## BEGIN Stored data

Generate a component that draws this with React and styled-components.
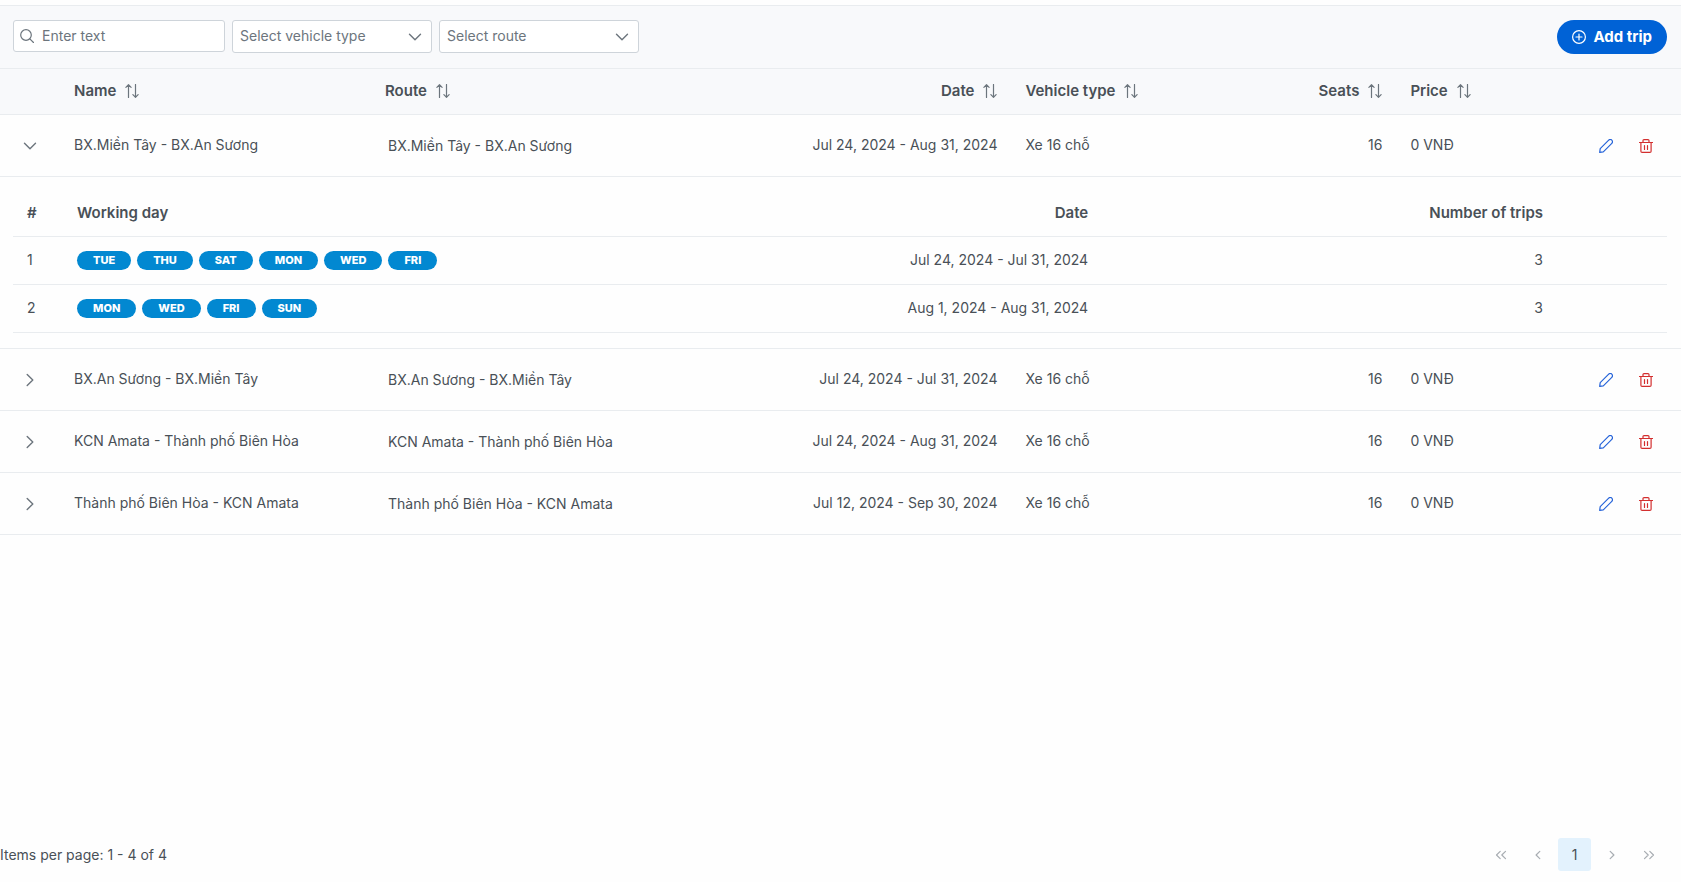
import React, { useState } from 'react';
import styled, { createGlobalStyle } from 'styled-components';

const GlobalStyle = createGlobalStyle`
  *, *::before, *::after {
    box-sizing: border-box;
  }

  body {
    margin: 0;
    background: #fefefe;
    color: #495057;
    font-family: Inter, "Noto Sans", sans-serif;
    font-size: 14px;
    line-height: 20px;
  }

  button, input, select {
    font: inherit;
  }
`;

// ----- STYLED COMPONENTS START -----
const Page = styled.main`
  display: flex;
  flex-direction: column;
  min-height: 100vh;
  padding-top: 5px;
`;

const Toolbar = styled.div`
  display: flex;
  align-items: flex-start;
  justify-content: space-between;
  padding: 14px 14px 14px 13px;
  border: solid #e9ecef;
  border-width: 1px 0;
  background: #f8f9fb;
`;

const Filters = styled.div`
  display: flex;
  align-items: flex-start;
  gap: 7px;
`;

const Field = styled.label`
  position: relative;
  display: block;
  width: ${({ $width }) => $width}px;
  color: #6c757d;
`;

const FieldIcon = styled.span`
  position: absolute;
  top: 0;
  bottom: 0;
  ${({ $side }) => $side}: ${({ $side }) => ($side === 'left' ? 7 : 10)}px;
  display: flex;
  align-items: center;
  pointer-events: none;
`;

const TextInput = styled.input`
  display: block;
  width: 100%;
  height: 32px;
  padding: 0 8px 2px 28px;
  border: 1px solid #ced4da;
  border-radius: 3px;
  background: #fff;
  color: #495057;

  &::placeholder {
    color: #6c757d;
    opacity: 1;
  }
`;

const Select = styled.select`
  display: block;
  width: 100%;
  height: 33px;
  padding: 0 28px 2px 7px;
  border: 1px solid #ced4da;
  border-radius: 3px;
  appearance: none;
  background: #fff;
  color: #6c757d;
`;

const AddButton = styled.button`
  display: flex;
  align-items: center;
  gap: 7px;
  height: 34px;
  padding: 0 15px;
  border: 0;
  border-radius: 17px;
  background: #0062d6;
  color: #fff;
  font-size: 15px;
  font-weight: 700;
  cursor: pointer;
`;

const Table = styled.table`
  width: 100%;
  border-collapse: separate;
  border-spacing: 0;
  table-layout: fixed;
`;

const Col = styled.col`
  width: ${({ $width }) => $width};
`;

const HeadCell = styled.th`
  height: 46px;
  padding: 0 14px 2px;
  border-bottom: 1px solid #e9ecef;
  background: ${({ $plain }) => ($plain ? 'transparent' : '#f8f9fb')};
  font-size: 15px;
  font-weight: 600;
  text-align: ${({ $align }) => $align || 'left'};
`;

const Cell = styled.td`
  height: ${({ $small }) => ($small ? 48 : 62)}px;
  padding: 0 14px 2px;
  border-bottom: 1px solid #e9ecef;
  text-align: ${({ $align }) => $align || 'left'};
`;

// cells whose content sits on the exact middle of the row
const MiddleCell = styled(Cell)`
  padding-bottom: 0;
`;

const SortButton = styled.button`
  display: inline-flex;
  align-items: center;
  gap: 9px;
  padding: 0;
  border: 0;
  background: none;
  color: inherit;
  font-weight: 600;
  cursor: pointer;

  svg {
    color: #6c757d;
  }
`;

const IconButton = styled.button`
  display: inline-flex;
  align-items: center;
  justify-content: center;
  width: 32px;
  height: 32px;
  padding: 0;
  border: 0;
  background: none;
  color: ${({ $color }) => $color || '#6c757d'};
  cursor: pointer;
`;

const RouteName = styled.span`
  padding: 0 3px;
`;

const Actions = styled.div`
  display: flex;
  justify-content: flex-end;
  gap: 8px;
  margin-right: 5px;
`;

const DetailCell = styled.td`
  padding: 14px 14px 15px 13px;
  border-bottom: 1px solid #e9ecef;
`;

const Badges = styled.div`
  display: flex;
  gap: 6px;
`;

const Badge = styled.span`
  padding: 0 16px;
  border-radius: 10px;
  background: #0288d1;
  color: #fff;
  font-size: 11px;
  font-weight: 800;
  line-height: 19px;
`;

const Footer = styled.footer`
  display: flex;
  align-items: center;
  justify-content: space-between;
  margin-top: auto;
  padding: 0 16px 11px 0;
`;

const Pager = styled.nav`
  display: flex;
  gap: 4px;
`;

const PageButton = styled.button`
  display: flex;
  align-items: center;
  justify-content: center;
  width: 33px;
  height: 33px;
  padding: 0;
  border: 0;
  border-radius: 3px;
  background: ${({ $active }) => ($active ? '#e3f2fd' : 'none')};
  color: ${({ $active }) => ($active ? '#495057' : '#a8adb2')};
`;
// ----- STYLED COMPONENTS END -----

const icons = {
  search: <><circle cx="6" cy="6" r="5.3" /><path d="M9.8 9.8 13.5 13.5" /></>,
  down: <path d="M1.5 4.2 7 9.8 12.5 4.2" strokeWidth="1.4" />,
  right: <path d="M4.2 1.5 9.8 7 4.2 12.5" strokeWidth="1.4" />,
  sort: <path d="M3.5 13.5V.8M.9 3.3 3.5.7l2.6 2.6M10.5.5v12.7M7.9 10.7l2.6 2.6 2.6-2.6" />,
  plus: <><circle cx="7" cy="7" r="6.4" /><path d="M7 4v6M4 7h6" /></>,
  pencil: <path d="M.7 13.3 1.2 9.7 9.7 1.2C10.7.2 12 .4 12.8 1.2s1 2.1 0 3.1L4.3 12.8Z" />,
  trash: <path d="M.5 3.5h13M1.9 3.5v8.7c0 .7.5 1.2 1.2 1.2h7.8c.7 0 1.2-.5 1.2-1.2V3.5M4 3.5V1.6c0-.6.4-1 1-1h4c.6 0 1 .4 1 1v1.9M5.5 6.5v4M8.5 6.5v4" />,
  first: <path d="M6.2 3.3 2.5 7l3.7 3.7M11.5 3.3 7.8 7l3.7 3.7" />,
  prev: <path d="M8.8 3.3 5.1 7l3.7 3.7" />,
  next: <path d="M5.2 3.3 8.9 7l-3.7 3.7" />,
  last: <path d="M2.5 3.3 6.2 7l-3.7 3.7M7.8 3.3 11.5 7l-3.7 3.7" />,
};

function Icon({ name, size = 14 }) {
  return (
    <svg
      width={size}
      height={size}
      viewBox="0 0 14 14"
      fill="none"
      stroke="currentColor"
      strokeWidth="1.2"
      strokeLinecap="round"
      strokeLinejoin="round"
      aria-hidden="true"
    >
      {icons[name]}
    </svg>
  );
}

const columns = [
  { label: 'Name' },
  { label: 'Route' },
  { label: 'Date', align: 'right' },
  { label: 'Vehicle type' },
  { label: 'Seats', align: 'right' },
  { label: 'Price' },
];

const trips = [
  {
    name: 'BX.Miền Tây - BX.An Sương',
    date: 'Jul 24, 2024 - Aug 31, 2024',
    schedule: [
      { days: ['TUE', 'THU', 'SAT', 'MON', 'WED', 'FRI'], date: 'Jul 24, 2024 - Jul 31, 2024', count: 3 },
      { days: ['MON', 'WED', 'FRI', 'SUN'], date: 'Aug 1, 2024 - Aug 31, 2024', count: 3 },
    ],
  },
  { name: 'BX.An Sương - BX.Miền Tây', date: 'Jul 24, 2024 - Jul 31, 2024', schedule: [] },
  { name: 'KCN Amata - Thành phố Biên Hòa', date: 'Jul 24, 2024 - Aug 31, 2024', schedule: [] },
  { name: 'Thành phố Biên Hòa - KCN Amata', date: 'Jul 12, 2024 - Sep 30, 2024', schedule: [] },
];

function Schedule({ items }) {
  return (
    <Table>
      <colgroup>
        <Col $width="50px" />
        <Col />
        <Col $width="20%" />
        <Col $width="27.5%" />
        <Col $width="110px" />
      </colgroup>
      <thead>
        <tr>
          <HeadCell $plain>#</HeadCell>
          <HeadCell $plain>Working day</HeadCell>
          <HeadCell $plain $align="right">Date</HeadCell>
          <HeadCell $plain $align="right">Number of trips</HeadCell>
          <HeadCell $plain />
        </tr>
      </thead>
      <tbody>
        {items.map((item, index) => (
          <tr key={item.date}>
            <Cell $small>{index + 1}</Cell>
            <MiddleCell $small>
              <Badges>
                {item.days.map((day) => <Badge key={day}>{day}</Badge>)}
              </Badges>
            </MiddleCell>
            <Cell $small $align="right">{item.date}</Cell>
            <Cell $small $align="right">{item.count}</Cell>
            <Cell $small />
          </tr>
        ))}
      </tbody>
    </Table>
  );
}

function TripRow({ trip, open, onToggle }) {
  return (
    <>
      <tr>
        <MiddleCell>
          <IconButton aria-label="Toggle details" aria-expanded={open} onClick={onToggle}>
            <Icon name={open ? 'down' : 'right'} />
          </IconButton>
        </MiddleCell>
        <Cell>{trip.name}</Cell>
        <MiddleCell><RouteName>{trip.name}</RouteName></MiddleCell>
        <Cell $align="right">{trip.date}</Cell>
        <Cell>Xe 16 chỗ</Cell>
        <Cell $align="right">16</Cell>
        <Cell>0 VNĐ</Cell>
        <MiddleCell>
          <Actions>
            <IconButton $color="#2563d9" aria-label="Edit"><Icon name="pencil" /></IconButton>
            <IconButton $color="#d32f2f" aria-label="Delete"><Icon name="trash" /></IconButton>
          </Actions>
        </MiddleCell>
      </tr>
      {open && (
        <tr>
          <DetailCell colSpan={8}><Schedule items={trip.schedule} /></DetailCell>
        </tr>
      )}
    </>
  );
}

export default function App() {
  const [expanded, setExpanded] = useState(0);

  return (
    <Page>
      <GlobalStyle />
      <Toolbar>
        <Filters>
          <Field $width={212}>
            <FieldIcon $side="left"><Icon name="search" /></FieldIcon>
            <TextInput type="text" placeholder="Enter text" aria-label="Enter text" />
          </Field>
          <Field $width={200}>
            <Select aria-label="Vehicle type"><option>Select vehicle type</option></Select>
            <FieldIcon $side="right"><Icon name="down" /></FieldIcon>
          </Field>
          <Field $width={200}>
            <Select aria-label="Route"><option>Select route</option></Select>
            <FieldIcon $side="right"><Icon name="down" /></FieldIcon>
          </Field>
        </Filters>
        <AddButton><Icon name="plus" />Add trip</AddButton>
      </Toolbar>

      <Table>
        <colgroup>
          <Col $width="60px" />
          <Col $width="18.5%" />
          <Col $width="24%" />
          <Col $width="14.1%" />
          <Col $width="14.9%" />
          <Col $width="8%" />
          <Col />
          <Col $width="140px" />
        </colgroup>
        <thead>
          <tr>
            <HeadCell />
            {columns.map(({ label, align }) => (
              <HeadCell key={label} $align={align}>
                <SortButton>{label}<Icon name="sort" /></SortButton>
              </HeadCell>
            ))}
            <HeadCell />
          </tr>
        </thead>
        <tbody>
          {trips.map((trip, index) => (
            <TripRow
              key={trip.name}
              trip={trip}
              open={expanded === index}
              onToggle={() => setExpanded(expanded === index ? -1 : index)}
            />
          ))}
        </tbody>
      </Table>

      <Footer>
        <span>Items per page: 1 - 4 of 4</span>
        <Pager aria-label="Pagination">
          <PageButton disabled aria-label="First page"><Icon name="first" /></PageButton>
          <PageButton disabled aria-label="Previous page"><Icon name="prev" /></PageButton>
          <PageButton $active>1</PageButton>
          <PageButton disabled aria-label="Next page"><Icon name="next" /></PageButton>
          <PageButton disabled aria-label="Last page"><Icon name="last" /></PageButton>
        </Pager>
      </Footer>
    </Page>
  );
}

## END Stored data

- _What is being asked_: Examine the data above and state how many of its lines contain the word "React", with no further remarks.

- _Solution for this exercise_: 2